Remember that you love each other and like each other. Life is fun.
Kyle and I are spending a few days out of town this weekend, renting a cabin and enjoying the simple pleasure of each other’s company. I remember on our first anniversary looking at each other with mock wonder, saying, “We did it! We survived!” while inwardly actually, genuinely kinda surprised we managed to do that grownup thing called “husband and wife” for 365 days.
Twenty-two years later, and I’m still amazed.
“The most extraordinary thing in the world is an ordinary man and an ordinary woman and their ordinary children.”
― G.K. Chesterton
We've been married 57 years and, from that perspective, you hit the nail on the head every time. The one addition I might add is to laugh together. Sharing a sense of humor makes everything easier.
Thank you for writing this! I find marriage to be even harder than parenting🫣
A reader of mine recommended a book to me that’s been really helping, and the first thing she talks about is the same thing you did: self-care.
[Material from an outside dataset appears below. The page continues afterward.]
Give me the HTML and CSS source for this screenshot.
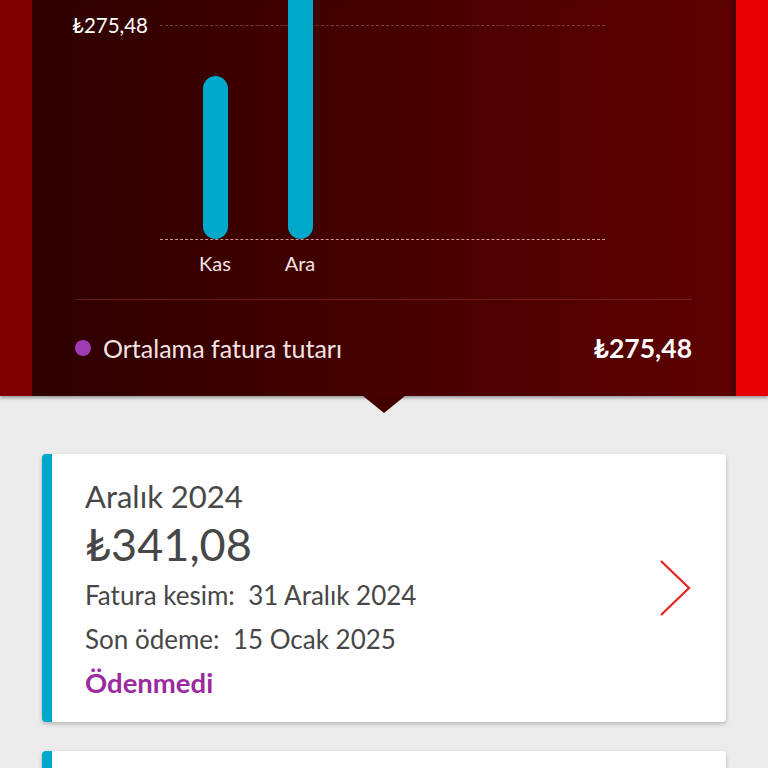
FILE: index.html
```html
<!DOCTYPE html>
<html lang="tr">
<head>
<meta charset="utf-8">
<title>Faturalar</title>
<link rel="stylesheet" href="styles.css">
</head>
<body>
<div class="hero">
  <div class="side side-left"></div>
  <div class="panel">
    <div class="chart">
      <div class="y-label">₺275,48</div>
      <div class="plot-wrap">
        <div class="plot">
          <div class="bar bar-kas"></div>
          <div class="bar bar-ara"></div>
        </div>
        <div class="x-labels">
          <span class="x-label">Kas</span>
          <span class="x-label">Ara</span>
        </div>
      </div>
    </div>
    <div class="separator"></div>
    <div class="legend">
      <span class="dot"></span>
      <span class="legend-text">Ortalama fatura tutarı</span>
      <span class="legend-value">₺275,48</span>
    </div>
  </div>
  <div class="side side-right"></div>
  <div class="pointer"></div>
</div>
<div class="list">
  <div class="card">
    <div class="card-body">
      <div class="card-month">Aralık 2024</div>
      <div class="card-amount">₺341,08</div>
      <div class="card-line">Fatura kesim:&nbsp; 31 Aralık 2024</div>
      <div class="card-line">Son ödeme:&nbsp; 15 Ocak 2025</div>
      <div class="card-status">Ödenmedi</div>
    </div>
    <svg class="chevron" width="34" height="58" viewBox="0 0 34 58">
      <path d="M2 2 L30 29 L2 56" fill="none" stroke="#e32222" stroke-width="2.2"/>
    </svg>
  </div>
  <div class="card card-next"></div>
</div>
</body>
</html>
```
FILE: styles.css
```css
* { box-sizing: border-box; }
html, body { margin: 0; padding: 0; }
body {
  background: #ebebeb;
  font-family: Lato, "Open Sans", sans-serif;
  overflow: hidden;
  height: 768px;
}
.hero {
  position: relative;
  display: flex;
  height: 396px;
  box-shadow: 0 2px 3px rgba(0,0,0,0.35);
  z-index: 2;
}
.side { width: 32px; flex: none; }
.side-left { background: #7e0000; }
.side-right { background: #e60000; }
.panel {
  flex: 1;
  background: linear-gradient(to right, #2e0000 0%, #460000 50%, #5e0000 100%);
  padding: 14px 44px 0 40px;
  box-shadow: inset -8px 0 6px -6px rgba(0,0,0,0.35);
}
.chart { display: flex; }
.y-label {
  width: 88px;
  flex: none;
  color: #fff;
  font-size: 20.5px;
  line-height: 22px;
}
.plot-wrap { width: 445px; }
.plot {
  margin-top: 11px;
  height: 215px;
  border-top: 1px dashed rgba(255, 190, 190, 0.3);
  border-bottom: 1px dashed rgba(255, 200, 200, 0.75);
  display: flex;
  align-items: flex-end;
  gap: 60px;
  padding-left: 43px;
}
.bar {
  width: 25px;
  background: #00a9cc;
  border-radius: 13px;
}
.bar-kas { height: 163px; }
.bar-ara { height: 270px; border-radius: 0 0 13px 13px; }
.x-labels {
  display: flex;
  gap: 35px;
  padding-left: 30px;
  margin-top: 12px;
}
.x-label {
  width: 50px;
  text-align: center;
  color: #f4e4e4;
  font-size: 20px;
  line-height: 22px;
}
.separator {
  margin: 25px 0 0 3px;
  height: 1px;
  background: rgba(255, 120, 120, 0.22);
}
.legend {
  display: flex;
  align-items: center;
  margin-top: 33px;
  height: 30px;
}
.dot {
  width: 16px;
  height: 16px;
  border-radius: 50%;
  background: #a03cb4;
  margin-left: 3px;
  margin-right: 12px;
}
.legend-text {
  flex: 1;
  color: #f4e4e4;
  font-size: 25px;
}
.legend-value {
  color: #fff;
  font-weight: 700;
  font-size: 26.5px;
}
.pointer {
  position: absolute;
  left: 363px;
  top: 396px;
  width: 0;
  height: 0;
  border-left: 21px solid transparent;
  border-right: 21px solid transparent;
  border-top: 17px solid #420000;
}
.list {
  padding: 58px 42px 0 42px;
  display: flex;
  flex-direction: column;
  gap: 29px;
}
.card {
  display: flex;
  align-items: flex-start;
  background: #fff;
  border-left: 10px solid #00a9c9;
  border-radius: 4px;
  box-shadow: 0 2px 4px rgba(0,0,0,0.22);
  height: 268px;
  padding: 22px 33px 0 33px;
  flex: none;
}
.card-body { flex: 1; color: #474747; }
.card-month { font-size: 31px; line-height: 40px; }
.card-amount { font-size: 45px; line-height: 57px; }
.card-line { font-size: 26px; line-height: 44px; }
.card-status {
  font-size: 27.5px;
  line-height: 44px;
  font-weight: 700;
  color: #9b2aa0;
}
.chevron { flex: none; align-self: center; margin-top: -22px; }
```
This absolutely resonates for me and for what I’ve observed with other women—we easily put the needs of others over our own simple well-being (and then are mad that we’re not happy). She recommends making a list of things that bring joy and doing at least three every single day. It’s the radical act of taking responsibility for yourself, and for some reason women tend to instead blame their husbands when they’re unhappy.
Anyway, great post—it’s so encouraging to read about happy marriages further along the road than us (we’re at 11 years). And the rewatching LotR comment made me laugh out loud (lots of rewatching here too😅)!